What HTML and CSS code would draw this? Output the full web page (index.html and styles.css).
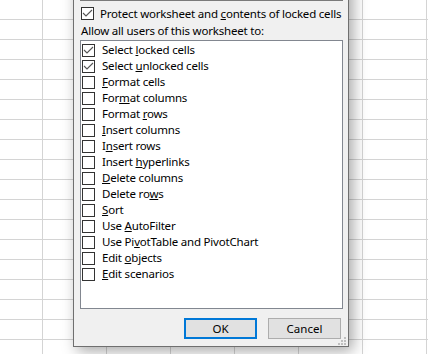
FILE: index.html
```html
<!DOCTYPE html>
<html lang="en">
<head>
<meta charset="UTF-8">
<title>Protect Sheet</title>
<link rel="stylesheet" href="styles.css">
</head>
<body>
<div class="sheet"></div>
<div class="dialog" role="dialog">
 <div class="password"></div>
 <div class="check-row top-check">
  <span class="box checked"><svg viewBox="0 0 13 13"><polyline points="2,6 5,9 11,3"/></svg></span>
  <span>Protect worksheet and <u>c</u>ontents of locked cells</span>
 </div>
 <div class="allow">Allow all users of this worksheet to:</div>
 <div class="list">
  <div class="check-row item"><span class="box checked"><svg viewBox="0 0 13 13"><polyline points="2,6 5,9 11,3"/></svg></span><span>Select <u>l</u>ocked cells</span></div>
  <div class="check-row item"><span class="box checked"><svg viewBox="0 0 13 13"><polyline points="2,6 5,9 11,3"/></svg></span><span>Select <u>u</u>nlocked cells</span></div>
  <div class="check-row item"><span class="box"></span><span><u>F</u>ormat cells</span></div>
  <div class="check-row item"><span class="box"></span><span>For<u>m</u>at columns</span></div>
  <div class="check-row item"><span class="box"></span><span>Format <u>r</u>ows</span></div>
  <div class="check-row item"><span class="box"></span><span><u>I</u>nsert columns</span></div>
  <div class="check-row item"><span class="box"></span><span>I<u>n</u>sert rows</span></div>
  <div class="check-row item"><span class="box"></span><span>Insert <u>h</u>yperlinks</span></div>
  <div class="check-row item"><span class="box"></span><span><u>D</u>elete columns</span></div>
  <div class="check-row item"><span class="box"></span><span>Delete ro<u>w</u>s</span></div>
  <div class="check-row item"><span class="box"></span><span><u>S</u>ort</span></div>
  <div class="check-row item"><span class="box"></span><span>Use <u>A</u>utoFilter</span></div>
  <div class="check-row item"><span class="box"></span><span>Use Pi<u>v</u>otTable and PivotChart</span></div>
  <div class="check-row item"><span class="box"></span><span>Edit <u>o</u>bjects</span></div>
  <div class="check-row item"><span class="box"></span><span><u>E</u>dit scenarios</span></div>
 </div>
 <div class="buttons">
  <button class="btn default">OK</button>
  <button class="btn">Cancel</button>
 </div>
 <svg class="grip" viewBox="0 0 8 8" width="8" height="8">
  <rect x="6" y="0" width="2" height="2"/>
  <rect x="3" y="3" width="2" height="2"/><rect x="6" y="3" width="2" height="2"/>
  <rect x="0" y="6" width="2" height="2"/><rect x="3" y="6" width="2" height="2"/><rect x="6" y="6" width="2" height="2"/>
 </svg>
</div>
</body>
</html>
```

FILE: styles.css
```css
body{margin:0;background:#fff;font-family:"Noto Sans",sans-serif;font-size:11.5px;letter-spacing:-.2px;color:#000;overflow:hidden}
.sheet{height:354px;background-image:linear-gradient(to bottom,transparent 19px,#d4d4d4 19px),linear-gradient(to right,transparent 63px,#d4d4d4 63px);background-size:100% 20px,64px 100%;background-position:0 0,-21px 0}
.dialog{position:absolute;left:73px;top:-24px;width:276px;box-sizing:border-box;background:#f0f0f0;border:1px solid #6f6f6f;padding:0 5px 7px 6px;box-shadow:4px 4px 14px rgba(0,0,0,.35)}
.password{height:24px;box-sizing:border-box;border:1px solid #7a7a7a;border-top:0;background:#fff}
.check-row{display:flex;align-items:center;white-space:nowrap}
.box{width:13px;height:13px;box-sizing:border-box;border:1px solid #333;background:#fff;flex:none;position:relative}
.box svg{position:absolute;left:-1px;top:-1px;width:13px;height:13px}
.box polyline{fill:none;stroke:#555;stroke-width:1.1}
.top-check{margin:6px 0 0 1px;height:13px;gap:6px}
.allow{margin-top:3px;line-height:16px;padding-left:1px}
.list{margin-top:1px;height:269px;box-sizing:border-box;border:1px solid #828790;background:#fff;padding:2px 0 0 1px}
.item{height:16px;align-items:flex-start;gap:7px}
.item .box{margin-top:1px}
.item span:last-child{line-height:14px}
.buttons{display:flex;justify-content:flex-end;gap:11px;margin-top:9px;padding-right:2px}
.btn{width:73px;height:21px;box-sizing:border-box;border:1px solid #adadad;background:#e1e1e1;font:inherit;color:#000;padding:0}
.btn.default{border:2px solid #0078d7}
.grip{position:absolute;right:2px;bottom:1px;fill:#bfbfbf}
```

______________________________

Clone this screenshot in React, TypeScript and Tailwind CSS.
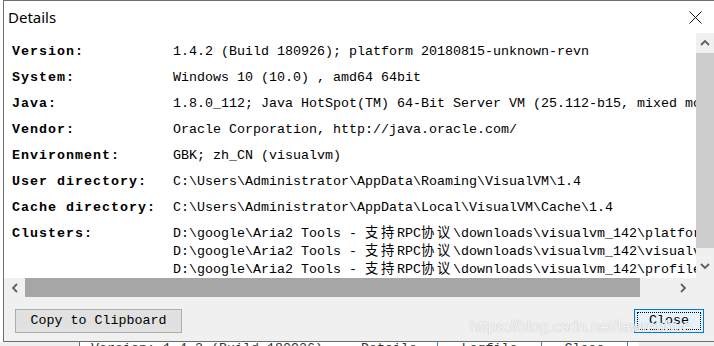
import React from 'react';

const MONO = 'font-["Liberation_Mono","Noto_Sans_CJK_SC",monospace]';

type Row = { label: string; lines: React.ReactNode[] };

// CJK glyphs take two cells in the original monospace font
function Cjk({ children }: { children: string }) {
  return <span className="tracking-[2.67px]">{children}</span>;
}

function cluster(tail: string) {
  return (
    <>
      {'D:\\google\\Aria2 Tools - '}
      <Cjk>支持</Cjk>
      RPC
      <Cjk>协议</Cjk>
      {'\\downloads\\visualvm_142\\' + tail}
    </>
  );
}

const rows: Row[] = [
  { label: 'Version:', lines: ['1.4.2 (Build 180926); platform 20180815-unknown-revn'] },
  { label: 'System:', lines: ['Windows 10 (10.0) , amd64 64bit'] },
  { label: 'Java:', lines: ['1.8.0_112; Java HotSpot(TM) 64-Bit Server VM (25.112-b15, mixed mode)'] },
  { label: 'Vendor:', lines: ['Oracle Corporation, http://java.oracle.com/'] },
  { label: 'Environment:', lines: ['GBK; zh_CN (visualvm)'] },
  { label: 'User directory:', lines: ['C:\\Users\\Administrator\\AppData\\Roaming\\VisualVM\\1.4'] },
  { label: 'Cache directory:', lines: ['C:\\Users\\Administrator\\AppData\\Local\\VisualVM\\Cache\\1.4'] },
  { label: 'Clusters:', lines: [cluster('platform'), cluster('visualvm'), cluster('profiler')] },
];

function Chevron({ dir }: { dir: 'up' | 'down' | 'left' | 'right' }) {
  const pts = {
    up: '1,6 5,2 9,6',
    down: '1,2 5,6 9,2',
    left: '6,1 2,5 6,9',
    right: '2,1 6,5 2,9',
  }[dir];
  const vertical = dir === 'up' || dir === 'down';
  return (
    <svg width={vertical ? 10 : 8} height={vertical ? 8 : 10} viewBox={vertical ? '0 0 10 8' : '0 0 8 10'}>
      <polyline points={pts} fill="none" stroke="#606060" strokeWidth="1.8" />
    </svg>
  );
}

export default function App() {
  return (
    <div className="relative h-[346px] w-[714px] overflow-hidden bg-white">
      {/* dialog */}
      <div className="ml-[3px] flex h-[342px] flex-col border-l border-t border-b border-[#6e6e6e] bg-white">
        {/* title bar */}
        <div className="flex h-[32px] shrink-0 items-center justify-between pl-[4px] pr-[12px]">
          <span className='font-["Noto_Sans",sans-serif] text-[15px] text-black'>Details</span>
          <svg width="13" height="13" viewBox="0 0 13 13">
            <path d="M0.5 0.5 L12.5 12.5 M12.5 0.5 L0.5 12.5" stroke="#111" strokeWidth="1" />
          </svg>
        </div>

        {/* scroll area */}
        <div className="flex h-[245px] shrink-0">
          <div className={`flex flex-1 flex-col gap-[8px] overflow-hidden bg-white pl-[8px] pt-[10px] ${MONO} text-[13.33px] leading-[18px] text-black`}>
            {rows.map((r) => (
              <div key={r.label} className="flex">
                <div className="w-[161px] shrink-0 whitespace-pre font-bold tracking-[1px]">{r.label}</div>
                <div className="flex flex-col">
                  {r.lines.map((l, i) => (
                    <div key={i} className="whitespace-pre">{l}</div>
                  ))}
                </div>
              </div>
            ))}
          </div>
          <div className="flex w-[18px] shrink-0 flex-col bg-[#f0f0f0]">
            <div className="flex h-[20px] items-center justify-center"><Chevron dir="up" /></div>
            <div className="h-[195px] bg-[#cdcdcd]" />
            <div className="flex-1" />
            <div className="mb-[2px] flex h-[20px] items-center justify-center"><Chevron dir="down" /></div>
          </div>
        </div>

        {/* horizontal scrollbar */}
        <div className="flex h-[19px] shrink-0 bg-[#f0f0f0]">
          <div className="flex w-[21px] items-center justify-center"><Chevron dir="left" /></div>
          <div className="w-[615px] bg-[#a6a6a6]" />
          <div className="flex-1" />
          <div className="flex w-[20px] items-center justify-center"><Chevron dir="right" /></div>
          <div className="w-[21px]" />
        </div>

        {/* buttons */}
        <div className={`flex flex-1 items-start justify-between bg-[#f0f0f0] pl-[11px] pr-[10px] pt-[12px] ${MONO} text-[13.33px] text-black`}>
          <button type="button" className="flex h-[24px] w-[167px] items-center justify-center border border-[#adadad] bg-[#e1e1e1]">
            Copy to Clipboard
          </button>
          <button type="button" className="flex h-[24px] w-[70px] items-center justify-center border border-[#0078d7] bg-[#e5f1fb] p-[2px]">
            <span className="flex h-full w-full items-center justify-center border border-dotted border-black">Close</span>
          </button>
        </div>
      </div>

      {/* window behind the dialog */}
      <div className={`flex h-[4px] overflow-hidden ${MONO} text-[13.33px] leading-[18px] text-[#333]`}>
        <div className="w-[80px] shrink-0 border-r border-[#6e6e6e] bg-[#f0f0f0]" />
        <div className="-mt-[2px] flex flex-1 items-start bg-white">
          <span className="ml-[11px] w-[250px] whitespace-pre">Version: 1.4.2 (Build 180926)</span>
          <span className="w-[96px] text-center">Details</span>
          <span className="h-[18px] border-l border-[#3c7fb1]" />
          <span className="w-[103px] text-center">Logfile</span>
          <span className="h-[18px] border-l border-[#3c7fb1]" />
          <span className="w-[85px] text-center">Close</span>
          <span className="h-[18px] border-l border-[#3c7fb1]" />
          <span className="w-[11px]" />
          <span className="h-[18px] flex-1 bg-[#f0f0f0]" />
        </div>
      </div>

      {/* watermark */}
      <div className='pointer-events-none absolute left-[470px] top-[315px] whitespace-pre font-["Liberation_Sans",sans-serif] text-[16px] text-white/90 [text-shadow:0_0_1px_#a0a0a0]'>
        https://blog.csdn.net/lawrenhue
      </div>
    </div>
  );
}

______________________________

■ **Prompt**:
Where a line in the entries holds the word "full", copy that line.

■ **Solution to this exercise**:
What HTML and CSS code would draw this? Output the full web page (index.html and styles.css).
            <span className="flex h-full w-full items-center justify-center border border-dotted border-black">Close</span>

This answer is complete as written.